DOJ unit that probes law enforcement misdeeds dwindles away during ICE crackdown: report
The U.S. Justice Department unit tasked with prosecuting misconduct by law enforcement officers has dwindled away dramatically and has been ordered to scale back investigations of excessive force during the immigration crackdown in Minnesota, reporting suggests.
The Criminal Section of the Civil Rights Division has lost two-thirds of its prosecutors, dropping from around 40 before President Donald Trump returned to office last year to no more than 13 now, three sources told Reuters.
Just two supervisors remain and have not announced plans to leave, but there had previously been around seven supervisors in the unit, and former DOJ lawyers told the news organization they doubted the section would be able to thoroughly investigate the fatal shootings or Renee Good and Alex Pretti last month by federal officers.

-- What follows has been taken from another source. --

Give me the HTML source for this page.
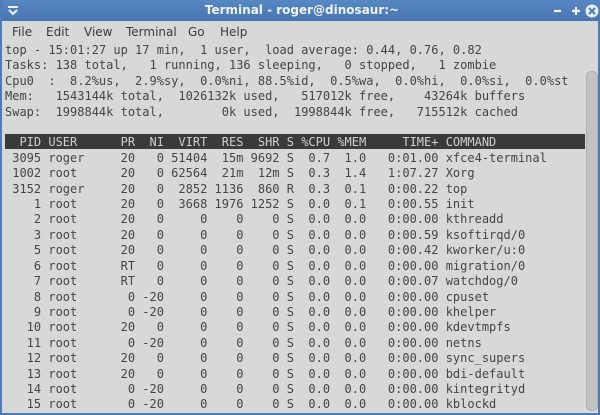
<!DOCTYPE html>
<html><head><meta charset="utf-8"><style>
html,body{margin:0;padding:0;width:600px;height:415px;overflow:hidden;background:#d8d8d8}
.win{position:absolute;left:0;top:0;width:600px;height:415px;background:#d8d8d8;box-sizing:border-box;border:2px solid #4b7cb8;border-top:none}
.title{position:absolute;left:0;top:0;width:600px;height:21px;background:linear-gradient(#5888c4,#4675b2);color:#eef3fa;font:bold 12px "DejaVu Sans","Liberation Sans",sans-serif;text-align:center;line-height:21px}
.menu{position:absolute;left:0;top:21px;width:600px;height:22px;font:12px "DejaVu Sans","Liberation Sans",sans-serif;color:#3a3a3a;line-height:22px}
.menu span{position:absolute;top:0}
pre{position:absolute;left:3px;top:43px;margin:0;font:12px "DejaVu Sans Mono","Liberation Mono",monospace;line-height:15.4px;color:#454545;white-space:pre}
.hdr{position:absolute;left:3px;top:134px;width:580px;height:15px;background:#3a3a3a}
.hl{color:#d0d0d0}
.sb{position:absolute;left:584px;top:71px;width:10px;height:338px;background:#c2c2c2;border:1px solid #b0b0b0;border-radius:5px}
</style></head><body>
<div class="win">
<div class="title">Terminal - roger@dinosaur:~</div>
<svg style="position:absolute;left:5px;top:5px" width="12" height="11"><path d="M1 2h10M2 5l4 4 4-4" stroke="#eef3fa" stroke-width="2" fill="none"/></svg>
<svg style="position:absolute;left:550px;top:3px" width="48" height="16"><path d="M2 8h7M20 8h8M24 4v8" stroke="#eef3fa" stroke-width="2.2"/><circle cx="40" cy="8" r="6.5" fill="#e8eef6"/><path d="M37 5l6 6M43 5l-6 6" stroke="#4b7cb8" stroke-width="2"/></svg>
<div class="menu"><span style="left:10px">File</span><span style="left:44px">Edit</span><span style="left:82px">View</span><span style="left:124px">Terminal</span><span style="left:186px">Go</span><span style="left:218px">Help</span></div>
<div class="hdr"></div>
<div class="sb"></div>
<pre>top - 15:01:27 up 17 min,  1 user,  load average: 0.44, 0.76, 0.82
Tasks: 138 total,   1 running, 136 sleeping,   0 stopped,   1 zombie
Cpu0  :  8.2%us,  2.9%sy,  0.0%ni, 88.5%id,  0.5%wa,  0.0%hi,  0.0%si,  0.0%st
Mem:   1543144k total,  1026132k used,   517012k free,    43264k buffers
Swap:  1998844k total,        0k used,  1998844k free,   715512k cached

<span class="hl">  PID USER      PR  NI  VIRT  RES  SHR S %CPU %MEM     TIME+ COMMAND</span>
 3095 roger     20   0 51404  15m 9692 S  0.7  1.0   0:01.00 xfce4-terminal
 1002 root      20   0 62564  21m  12m S  0.3  1.4   1:07.27 Xorg
 3152 roger     20   0  2852 1136  860 R  0.3  0.1   0:00.22 top
    1 root      20   0  3668 1976 1252 S  0.0  0.1   0:00.55 init
    2 root      20   0     0    0    0 S  0.0  0.0   0:00.00 kthreadd
    3 root      20   0     0    0    0 S  0.0  0.0   0:00.59 ksoftirqd/0
    5 root      20   0     0    0    0 S  0.0  0.0   0:00.42 kworker/u:0
    6 root      RT   0     0    0    0 S  0.0  0.0   0:00.00 migration/0
    7 root      RT   0     0    0    0 S  0.0  0.0   0:00.07 watchdog/0
    8 root       0 -20     0    0    0 S  0.0  0.0   0:00.00 cpuset
    9 root       0 -20     0    0    0 S  0.0  0.0   0:00.00 khelper
   10 root      20   0     0    0    0 S  0.0  0.0   0:00.00 kdevtmpfs
   11 root       0 -20     0    0    0 S  0.0  0.0   0:00.00 netns
   12 root      20   0     0    0    0 S  0.0  0.0   0:00.00 sync_supers
   13 root      20   0     0    0    0 S  0.0  0.0   0:00.00 bdi-default
   14 root       0 -20     0    0    0 S  0.0  0.0   0:00.00 kintegrityd
   15 root       0 -20     0    0    0 S  0.0  0.0   0:00.00 kblockd</pre>
</div>
</body></html>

Section supervisors had been told early in Trump's second term that investigations of law enforcement officers would go forward only in egregious cases, such as deaths in custody or sexual assault, three former DOJ lawyers said, adding that state and local departments would typically take the lead.
“We evaluate each matter based on the merits without prejudice," said a Justice Department spokesperson, Natalie Baldassarre. "Nothing within our statutory purview is off limits."
Baldassarre did not dispute that law enforcement probes had been scaled back, but she said the section would hire additional prosecutors and said more than 25 lawyers, including advisers and supervisors, remained on staff.
The number of people charged with violating the civil rights law most commonly used in excessive force cases dropped about 36 percent last year, according to a Reuters analysis, to just 54 cases, the lowest since 2020.

“The idea of a system where every vulnerable group is not protected equally by the rule of law is not a system I can be a part of from the inside,” said Laura-Kate Bernstein, a former trial attorney who left the Justice Department in May.